I figure the plan of a section cut through the fosse and most of the vallum, just clear of the curve of the south-eastern corner to the north. The soils, whether previously untouched or not, are of a very mixed character, consisting mostly of small and brittle flakes of stone mixed with more or less sand of various colours. This composes the vallum, and is also to be found at each side of the fosse, so that the former seems pretty clearly to have been derived from the latter. The material is quite unsuitable for a rampart, for it would crumble very readily under foot-wear or weathering. A distinct layer of small scattered pieces of charcoal ran, as marked, through the vallum in this section. However it got there, its presence seems to prove that the layers below it have never been disturbed since the bank was first thrown up. The clear berm of five feet in width, a most unusual feature, should be noted. The fosse seemed to have been cut to a point (as shown tentatively in the plan), and this is the typical shape for a Roman fosse. However, there was some doubt as to the exact line in the lower two feet, where charcoal (present frequently in the upper layers of filling) was not observed. The line possibly may have followed a curve, as in the third cut, instead of going to a point.

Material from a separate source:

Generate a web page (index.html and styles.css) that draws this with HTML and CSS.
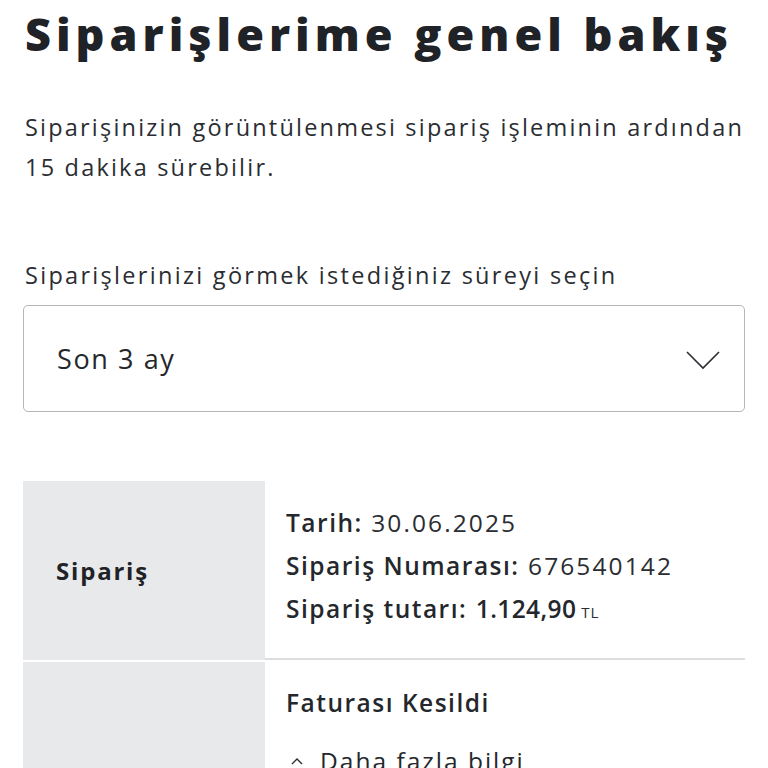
FILE: index.html
```html
<!DOCTYPE html>
<html lang="tr">
<head>
<meta charset="utf-8">
<link rel="stylesheet" href="styles.css">
</head>
<body>
<main class="page">
  <h1 class="title">Siparişlerime genel bakış</h1>
  <p class="intro">Siparişinizin görüntülenmesi sipariş işleminin ardından 15 dakika sürebilir.</p>
  <label class="label">Siparişlerinizi görmek istediğiniz süreyi seçin</label>
  <div class="select">
    <span class="select-value">Son 3 ay</span>
    <svg class="chevron" width="34" height="20" viewBox="0 0 34 20"><path d="M1 2 L17 18 L33 2" fill="none" stroke="#2a2d31" stroke-width="1.6"/></svg>
  </div>
  <div class="orders">
    <div class="row">
      <div class="cell-head">Sipariş</div>
      <div class="cell-body">
        <div class="line"><span class="key">Tarih:</span> 30.06.2025</div>
        <div class="line"><span class="key">Sipariş Numarası:</span> 676540142</div>
        <div class="line"><span class="key">Sipariş tutarı:</span> <span class="amount">1.124,90</span><span class="cur">TL</span></div>
      </div>
    </div>
    <div class="row row-second">
      <div class="cell-head"></div>
      <div class="cell-body">
        <div class="status">Faturası Kesildi</div>
        <div class="more"><svg class="up" width="14" height="10" viewBox="0 0 14 10"><path d="M2 8 L7 3 L12 8" fill="none" stroke="#2a2d31" stroke-width="1.4"/></svg><span>Daha fazla bilgi</span></div>
      </div>
    </div>
  </div>
</main>
</body>
</html>
```
FILE: styles.css
```css
* { box-sizing: border-box; }
html, body { margin: 0; padding: 0; background: #fff; }
body {
  font-family: "Open Sans", "Liberation Sans", sans-serif;
  color: #24272b;
  overflow: hidden;
}
.page { padding: 0 23px; }
.title {
  margin: 0;
  padding: 4px 0 0 2px;
  font-family: "Open Sans", sans-serif;
  font-weight: 800;
  font-size: 45px;
  line-height: 60px;
  letter-spacing: 5px;
  color: #1f2226;
  white-space: nowrap;
}
.intro {
  margin: 43px 0 0 2px;
  font-size: 23.5px;
  line-height: 40px;
  letter-spacing: 2.2px;
  color: #2a2d31;
}
.label {
  display: block;
  margin: 72px 0 0 2px;
  font-size: 23.5px;
  line-height: 32px;
  letter-spacing: 2.3px;
  color: #2a2d31;
  white-space: nowrap;
}
.select {
  margin-top: 14px;
  height: 107px;
  border: 1.5px solid #b4b6b8;
  border-radius: 5px;
  display: flex;
  align-items: center;
  justify-content: space-between;
  padding: 0 24px 0 33px;
}
.select-value { font-size: 27px; letter-spacing: 1.6px; color: #24272b; }
.chevron { margin-top: 2px; }
.orders { margin-top: 69px; }
.row { display: flex; }
.cell-head {
  width: 242px;
  flex: none;
  background: #e8e9ea;
  display: flex;
  align-items: center;
  padding-left: 33px;
  font-weight: 700;
  font-size: 24px;
  letter-spacing: 1.8px;
  color: #1f2226;
}
.cell-body {
  flex: 1;
  padding: 20px 0 24px 21px;
  border-bottom: 2px solid #dcdddf;
}
.line {
  font-size: 24.5px;
  line-height: 43px;
  letter-spacing: 2.1px;
  color: #2a2d31;
  white-space: nowrap;
}
.key { font-weight: 600; letter-spacing: 1.5px; color: #24272b; }
.amount { font-weight: 600; letter-spacing: 0.4px; color: #24272b; }
.cur { font-size: 15px; margin-left: 5px; letter-spacing: 1px; }
.row-second .cell-head { border-top: 2px solid #fff; }
.row-second .cell-body { border-bottom: none; padding-top: 23px; }
.status { font-size: 24.5px; line-height: 40px; font-weight: 600; letter-spacing: 1.5px; color: #24272b; }
.more {
  margin-top: 22px;
  display: flex;
  align-items: center;
  gap: 16px;
  font-size: 24.5px;
  line-height: 32px;
  letter-spacing: 2px;
}
.up { margin-left: 4px; }
```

The next trench was dug at a similar distance from the south-eastern corner towards the west. The vallum here was cut into for thirteen feet, and consisted entirely of sand. Charcoal was again present in scattered particles, but not in any particular layer. The berm was as before. The fosse was only opened through its inner third.

The third cut was radial through the corner, and concerned the fosse only, which here was of the same width as in the first cut, but only three feet deep from the subsoil level (four feet to the sod), and filled with black earth containing many small pieces of charcoal and a considerable number of potsherds right down to the rounded bottom. It is not necessary to describe these in detail, for all date from later mediæval times (about 1500–1700 A.D.), carrying bright green, light green and almost transparent, rich chocolate or yellow to light brown glaze. One bowl and a good many fragments of pipe stems were also mixed in.

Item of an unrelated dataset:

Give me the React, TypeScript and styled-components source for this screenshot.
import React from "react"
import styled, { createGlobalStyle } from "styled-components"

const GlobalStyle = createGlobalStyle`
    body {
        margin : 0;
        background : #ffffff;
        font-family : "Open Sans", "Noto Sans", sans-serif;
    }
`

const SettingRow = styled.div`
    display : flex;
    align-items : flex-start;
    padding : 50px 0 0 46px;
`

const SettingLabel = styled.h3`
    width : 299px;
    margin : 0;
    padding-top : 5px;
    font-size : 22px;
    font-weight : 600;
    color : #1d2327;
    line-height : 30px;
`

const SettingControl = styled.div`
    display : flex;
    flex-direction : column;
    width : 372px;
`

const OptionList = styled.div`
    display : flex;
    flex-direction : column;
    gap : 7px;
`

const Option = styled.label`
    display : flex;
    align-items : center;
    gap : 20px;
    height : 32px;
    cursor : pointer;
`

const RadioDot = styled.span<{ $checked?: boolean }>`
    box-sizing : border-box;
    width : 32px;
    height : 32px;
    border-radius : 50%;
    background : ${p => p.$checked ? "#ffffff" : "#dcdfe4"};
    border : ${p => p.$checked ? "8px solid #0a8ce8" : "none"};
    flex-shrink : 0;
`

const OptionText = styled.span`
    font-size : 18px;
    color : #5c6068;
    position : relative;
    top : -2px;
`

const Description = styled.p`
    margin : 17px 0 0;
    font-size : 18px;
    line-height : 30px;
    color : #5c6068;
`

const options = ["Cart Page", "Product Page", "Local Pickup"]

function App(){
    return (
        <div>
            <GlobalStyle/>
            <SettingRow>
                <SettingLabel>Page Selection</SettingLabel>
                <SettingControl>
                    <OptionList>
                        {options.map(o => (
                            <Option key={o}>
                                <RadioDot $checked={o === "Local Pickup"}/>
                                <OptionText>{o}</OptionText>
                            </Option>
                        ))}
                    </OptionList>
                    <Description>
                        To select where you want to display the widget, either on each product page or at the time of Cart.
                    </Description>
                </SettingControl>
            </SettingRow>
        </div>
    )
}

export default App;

It was felt that these features, combined with an absence of any earlier remains, almost, if not quite, negatived the Roman nature of the earthwork, and, with one exception, further work was abandoned in consequence. This exception was a trench sixty-two feet long, parallel to and about six feet east of the wall dividing the southern half of the “camp” in a roughly north to south direction. A little charcoal was found here also, and perhaps a rough paving existed some 30 feet outside the line of the outer edge of the fosse ; but there was no fosse, no sign of construction within its line, and nothing else to indicate that the ground had ever been occupied. The surface soil was only some four inches thick, and was sharply differentiated from the bright yellow sand beneath — most unusual features in a site where anything like a serious occupation has ever had place. We may sum up the evidence obtained by excavation thus :

1. Rampart.---The rampart of a Roman fort is usually constructed in the case of an earthwork) of clay, sods, or other carefully selected material, very frequently on a stone foundation. This rampart appears never to have been disturbed, yet it presents nothing resembling these features.

2. A clear berm of five feet is very unusual in a Roman earthwork.